Así lo confirma la conclusión de Lucas en el versículo final: “todo el que se enaltece será humillado, y el que se humilla será enaltecido”. Con esta conclusión, la parábola se abre a todo
tiempo y lugar, no queda como una advertencia para aquellos contemporáneos de Jesús, sino que advierte a los cristianos de nuestro tiempo, y de todo tiempo. Es peligroso creerse en situación
virtuosa, en posesión de la verdad, porque será el Señor el que humille al que se ha crecido. No es una cuestión de imposible karma, es la realidad de lo que somos y de cómo Dios nos busca en lo que somos, no en lo que nos creemos. Los discípulos del Señor se caracterizarán por esa capacidad para reconocer el mal cometido y confiar en el perdón que Cristo ofrece. Humillarse no es más que imitar, no en las formas, no externamente, como una impostura, sino desde lo profundo del corazón, hasta las lágrimas, confiar en que la realidad empobrecedora de mis pecados va a ser encontrada por la santidad y la riqueza de Dios.

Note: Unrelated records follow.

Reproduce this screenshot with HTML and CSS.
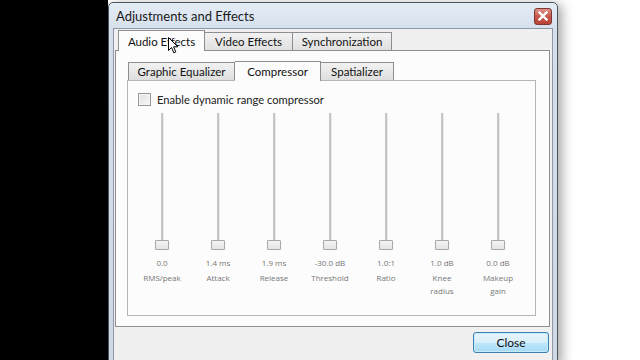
FILE: index.html
```html
<!DOCTYPE html>
<html>
<head>
<meta charset="utf-8">
<link rel="stylesheet" href="styles.css">
</head>
<body>
<div class="desk-left"></div>
<div class="window">
  <div class="titlebar">
    <span class="title">Adjustments and Effects</span>
    <div class="close-x">
      <svg width="10" height="10" viewBox="0 0 10 10"><path d="M1.5 1.5 L8.5 8.5 M8.5 1.5 L1.5 8.5" stroke="#fff" stroke-width="2.4" stroke-linecap="square"/></svg>
    </div>
  </div>
  <div class="client">
    <div class="tabs">
      <div class="tab tab-audio active">Audio Effects</div>
      <div class="tab tab-video">Video Effects</div>
      <div class="tab tab-sync">Synchronization</div>
    </div>
    <div class="pane">
      <div class="subtabs">
        <div class="subtab sub-eq">Graphic Equalizer</div>
        <div class="subtab sub-comp active">Compressor</div>
        <div class="subtab sub-spat">Spatializer</div>
      </div>
      <div class="subpane">
        <label class="check"><span class="box"></span>Enable dynamic range compressor</label>
        <div class="sliders">
          <div class="slider"><div class="track"></div><div class="handle"></div><div class="val">0.0</div><div class="name">RMS/peak</div></div>
          <div class="slider"><div class="track"></div><div class="handle"></div><div class="val">1.4 ms</div><div class="name">Attack</div></div>
          <div class="slider"><div class="track"></div><div class="handle"></div><div class="val">1.9 ms</div><div class="name">Release</div></div>
          <div class="slider"><div class="track"></div><div class="handle"></div><div class="val">-30.0 dB</div><div class="name">Threshold</div></div>
          <div class="slider"><div class="track"></div><div class="handle"></div><div class="val">1.0:1</div><div class="name">Ratio</div></div>
          <div class="slider"><div class="track"></div><div class="handle"></div><div class="val">1.0 dB</div><div class="name">Knee<br>radius</div></div>
          <div class="slider"><div class="track"></div><div class="handle"></div><div class="val">0.0 dB</div><div class="name">Makeup<br>gain</div></div>
        </div>
      </div>
    </div>
    <div class="footer">
      <button class="btn">Close</button>
    </div>
  </div>
</div>
<div class="desk-right"></div>
<svg class="cursor" width="12" height="18" viewBox="0 0 12 18"><path d="M0.5 0.5 L0.5 13.5 L3.5 10.5 L5.8 15.8 L7.8 14.9 L5.6 9.8 L9.8 9.8 Z" fill="#fff" stroke="#000" stroke-width="1"/></svg>
</body>
</html>
```
FILE: styles.css
```css
* { box-sizing: border-box; }
html, body { margin: 0; padding: 0; }
body {
  width: 640px;
  height: 360px;
  overflow: hidden;
  background: #fff;
  display: flex;
  position: relative;
  font-family: Lato, "Open Sans", sans-serif;
}
.desk-left { width: 108px; height: 360px; background: #000; flex: none; }
.desk-right { flex: 1; }
.window {
  flex: none;
  width: 450px;
  height: 362px;
  margin-top: 2px;
  border: 1px solid #4d5560;
  border-radius: 5px 5px 0 0;
  background: linear-gradient(#e4ecf6, #d4dfeb 30px, #cfd9e4);
  box-shadow: 4px 2px 12px rgba(0,0,0,0.35);
  padding: 0 4px;
  display: flex;
  flex-direction: column;
}
.titlebar {
  height: 25px;
  display: flex;
  align-items: center;
  justify-content: space-between;
  padding-left: 3px;
  padding-right: 1px;
}
.title { font-size: 13px; color: #1a1a1a; }
.close-x {
  width: 18px; height: 17px;
  margin-top: 1px;
  border: 1px solid #7a3a33;
  border-radius: 3px;
  background: linear-gradient(#e0928a, #c8574c 50%, #b84234);
  display: flex; align-items: center; justify-content: center;
}
.client {
  flex: 1;
  background: #f0f0f0;
  border: 1px solid #8d99a6;
  border-bottom: none;
  display: flex;
  flex-direction: column;
  padding: 0 2px 0 1px;
}
.tabs { display: flex; height: 20px; padding-left: 3px; margin-top: 1px; align-items: flex-end; position: relative; z-index: 1; }
.tab {
  font-size: 11.5px;
  color: #111;
  height: 18px;
  border: 1px solid #8c8e94;
  border-bottom: none;
  background: linear-gradient(#f2f2f2, #e0e0e0);
  display: flex; align-items: center; justify-content: center;
}
.tab + .tab { border-left: none; }
.tab.active {
  height: 21px;
  margin-bottom: -1px;
  background: #fcfcfc;
}
.tab-audio { width: 87px; }
.tab-video { width: 88px; }
.tab-sync { width: 99px; }
.pane {
  height: 277px;
  background: #fcfcfc;
  border: 1px solid #8c8e94;
  padding: 10px 13px 0 11px;
  display: flex;
  flex-direction: column;
}
.subtabs { display: flex; height: 19px; align-items: flex-end; padding-left: 1px; position: relative; z-index: 1; }
.subtab {
  font-size: 11.5px;
  color: #111;
  height: 18px;
  border: 1px solid #8c8e94;
  border-bottom: none;
  background: linear-gradient(#f2f2f2, #dedede);
  display: flex; align-items: center; justify-content: center;
}
.subtab + .subtab { border-left: none; }
.subtab.active {
  height: 20px;
  margin-bottom: -1px;
  background: #fcfcfc;
}
.sub-eq { width: 107px; }
.sub-comp { width: 86px; }
.sub-spat { width: 73px; }
.subpane {
  height: 236px;
  border: 1px solid #b4b4b4;
  background: #fcfcfc;
  padding: 12px 0 0 10px;
}
.check { display: flex; align-items: center; font-size: 11.2px; color: #222; height: 13px; }
.box {
  width: 13px; height: 13px;
  border: 1px solid #999;
  background: linear-gradient(135deg, #e0e0e0, #f8f8f8);
  margin-right: 6px;
  box-shadow: inset 0 0 0 1px #f4f4f4;
}
.sliders { display: grid; grid-template-columns: repeat(7, 56px); margin-left: -4px; margin-top: 7px; }
.slider { display: flex; flex-direction: column; align-items: center; }
.track { width: 2px; height: 127px; background: #c6c6c6; border-right: 1px solid #e8e8e8; box-sizing: content-box; }
.handle {
  width: 14px; height: 10px;
  border: 1px solid #a8a8a8;
  border-radius: 1px;
  background: linear-gradient(#f4f4f4, #e4e4e4);
}
.val { font-size: 8px; color: #777; margin-top: 8px; line-height: 10px; font-family: "Open Sans", sans-serif; }
.name { font-size: 8px; color: #777; margin-top: 3px; line-height: 13px; text-align: center; font-family: "Open Sans", sans-serif; }
.footer { flex: 1; display: flex; justify-content: flex-end; align-items: flex-start; padding-top: 5px; padding-right: 1px; }
.btn {
  width: 76px; height: 21px;
  font-family: Lato, "Open Sans", sans-serif;
  font-size: 12px;
  color: #111;
  border: 1px solid #3c7fb1;
  border-radius: 3px;
  background: linear-gradient(#e8f5fc, #d8eefb 50%, #bee6fd 51%, #a7d9f5);
  box-shadow: inset 0 0 0 1px #c5ecfb;
  padding: 0;
}
.cursor { position: absolute; left: 168px; top: 37px; z-index: 10; }
```
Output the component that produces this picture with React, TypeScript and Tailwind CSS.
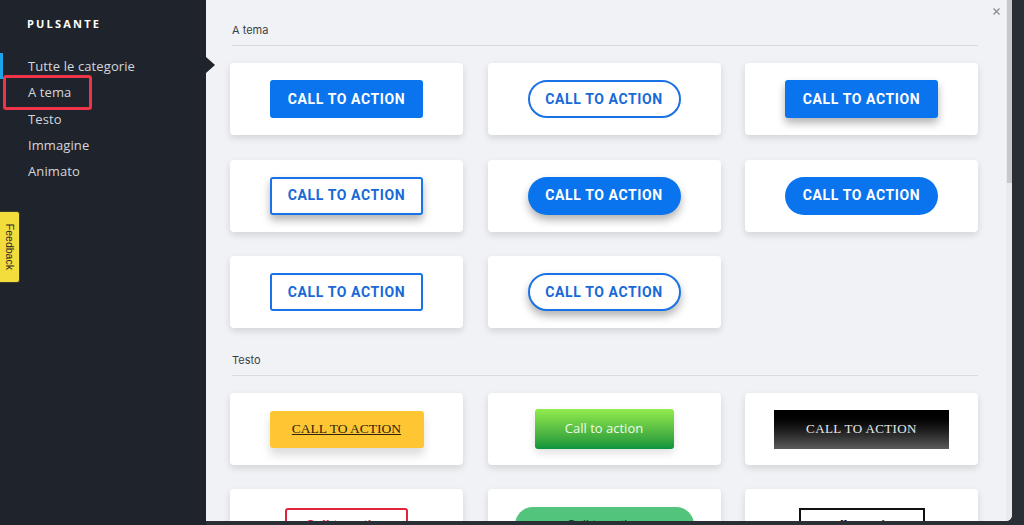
import React from "react";

const roboto = { fontFamily: "Roboto, 'Liberation Sans', sans-serif" };

const BLUE = "bg-[#0a74ef]";

type Variant = {
  kind: "fill" | "outline";
  pill?: boolean;
  shadow?: boolean;
};

const CtaButton = ({ kind, pill, shadow }: Variant) => {
  const shape = pill ? "rounded-full" : "rounded-[3px]";
  const look =
    kind === "fill"
      ? `${BLUE} text-white`
      : "bg-white border-2 border-[#1a72e6] text-[#1769d8]";
  const drop = shadow ? "shadow-[0_5px_8px_rgba(0,0,0,0.3)]" : "";
  return (
    <div
      className={`w-[153px] h-[38px] flex items-center justify-center text-[14px] font-bold tracking-[0.6px] ${shape} ${look} ${drop}`}
      style={roboto}
    >
      CALL TO ACTION
    </div>
  );
};

const Card = ({ children }: { children: React.ReactNode }) => (
  <div className="h-[72px] bg-white rounded-[4px] shadow-[0_3px_7px_rgba(0,0,0,0.13)] flex items-center justify-center">
    {children}
  </div>
);

const SectionTitle = ({ label, top }: { label: string; top: string }) => (
  <div
    className={`${top} pb-[8px] ml-[2px] border-b border-[#d9dcdf] text-[11px] leading-[14px] text-[#3b3f44]`}
    style={{ fontFamily: "Inter, 'Liberation Sans', sans-serif" }}
  >
    {label}
  </div>
);

const themed: Variant[] = [
  { kind: "fill" },
  { kind: "outline", pill: true },
  { kind: "fill", shadow: true },
  { kind: "outline", shadow: true },
  { kind: "fill", pill: true, shadow: true },
  { kind: "fill", pill: true },
  { kind: "outline" },
  { kind: "outline", pill: true, shadow: true },
];

const menu = ["Tutte le categorie", "A tema", "Testo", "Immagine", "Animato"];

export default function App() {
  return (
    <div className="w-[1024px] h-[525px] flex bg-[#2a2f35] overflow-hidden">
      {/* sidebar */}
      <div
        className="relative w-[206px] h-[525px] bg-[#1f242c] pl-[27px] pt-[17px]"
        style={{ fontFamily: "'Open Sans', 'Noto Sans', sans-serif" }}
      >
        <div className="text-[11px] leading-[14px] font-bold tracking-[2.2px] text-white">
          PULSANTE
        </div>
        <div className="mt-[22px] flex flex-col">
          {menu.map((m) => (
            <div
              key={m}
              className="text-[13px] leading-[26.25px] tracking-[0.1px] text-[#d3d6db] pl-[1px]"
            >
              {m}
            </div>
          ))}
        </div>

        <div className="absolute left-0 top-[53px] w-[3px] h-[26px] bg-[#1ea3e8]" />
        <div className="absolute left-[3px] top-[75px] w-[89px] h-[35px] border-[3px] border-[#ef3449] rounded-[3px]" />

        <div className="absolute left-0 top-[211px] w-[20px] h-[72px] bg-[#f3dd3c] border border-[#3a3a2a] border-l-0 rounded-r-[3px] flex items-center justify-center">
          <span
            className="text-[10.5px] text-[#2b2b2b] whitespace-nowrap rotate-90"
            style={{ fontFamily: "'Liberation Sans', Arial, sans-serif" }}
          >
            Feedback
          </span>
        </div>

        <div className="absolute left-[206px] top-[57px] w-0 h-0 border-y-[8px] border-y-transparent border-l-[9px] border-l-[#1f242c] z-10" />
      </div>

      {/* panel */}
      <div className="relative w-[806px] h-[521px] bg-[#f0f2f5] rounded-br-[6px] flex overflow-hidden">
        <div className="flex-1 pl-[24px] pr-[28px] overflow-hidden">
          <SectionTitle label="A tema" top="pt-[23px]" />
          <div className="mt-[17px] grid grid-cols-3 gap-x-[24.5px] gap-y-[24.5px]">
            {themed.map((v, i) => (
              <Card key={i}>
                <CtaButton {...v} />
              </Card>
            ))}
          </div>

          <SectionTitle label="Testo" top="pt-[25px]" />
          <div className="mt-[17px] grid grid-cols-3 gap-x-[24.5px] gap-y-[24px]">
            <Card>
              <div
                className="w-[154px] h-[37px] bg-[#ffc634] rounded-[3px] shadow-[0_7px_10px_rgba(0,0,0,0.14)] flex items-center justify-center text-[13.5px] underline text-[#2e2410]"
                style={{ fontFamily: "'Liberation Serif', 'Times New Roman', serif" }}
              >
                CALL TO ACTION
              </div>
            </Card>
            <Card>
              <div
                className="w-[139px] h-[40px] bg-gradient-to-b from-[#92ec4c] to-[#04943a] rounded-[3px] shadow-[0_4px_8px_rgba(0,0,0,0.12)] flex items-center justify-center text-[13px] text-[#eefbe9]"
                style={{ fontFamily: "'Open Sans', 'Noto Sans', sans-serif" }}
              >
                Call to action
              </div>
            </Card>
            <Card>
              <div
                className="w-[175px] h-[39px] bg-gradient-to-b from-[#000000] via-[#1c1c1c] to-[#5c5c5c] flex items-center justify-center text-[13px] tracking-[0.4px] text-[#e9e9e9]"
                style={{ fontFamily: "'Liberation Serif', 'Times New Roman', serif" }}
              >
                CALL TO ACTION
              </div>
            </Card>
            <Card>
              <div
                className="w-[123px] h-[35px] border-2 border-[#e2233d] rounded-[3px] flex items-center justify-center text-[13px] font-bold text-[#e2233d]"
                style={{ fontFamily: "'Liberation Sans', Arial, sans-serif" }}
              >
                Call to action
              </div>
            </Card>
            <Card>
              <div
                className="w-[179px] h-[36px] bg-[#52c47c] rounded-full flex items-center justify-center text-[13px] text-[#1f3a2a]"
                style={{ fontFamily: "'Liberation Sans', Arial, sans-serif" }}
              >
                Call to action
              </div>
            </Card>
            <Card>
              <div
                className="w-[126px] h-[35px] border-2 border-[#111111] flex items-center justify-center text-[13px] font-bold text-[#111111]"
                style={{ fontFamily: "'Liberation Serif', 'Times New Roman', serif" }}
              >
                Call to action
              </div>
            </Card>
          </div>
        </div>

        {/* scrollbar */}
        <div className="w-[6px] h-full bg-[#e9eaec] flex justify-center">
          <div className="w-[5px] h-[183px] bg-[#c6c8cb]" />
        </div>

        <svg
          className="absolute right-[12px] top-[8px]"
          width="7"
          height="7"
          viewBox="0 0 7 7"
          stroke="#8a8d91"
          strokeWidth="1.3"
        >
          <path d="M0.5 0.5L6.5 6.5M6.5 0.5L0.5 6.5" />
        </svg>
      </div>
    </div>
  );
}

Es necesario vivir en la Iglesia para no dejarse arrastrar por la natural tendencia a engreírnos. Es
necesario crecer entre hermanos en la fe, no para compararnos, sino para encontrar a quienes servir, a quienes dejar primero, a quienes atender o dar ánimos, a quienes dar prioridad. Es necesario no utilizar a otros, no compararse con otros, no buscar manejar a otros por pretendida superioridad, sino reconocer cómo Cristo ha hecho al humillarse. Por eso sabemos con certeza que Cristo viene a redimir a los suyos, y que desde lo profundo del corazón, la actitud del publicano, aunque menos agradecida, menos aparente, es la que Cristo ensalza para poder seguir tras Él por la vida.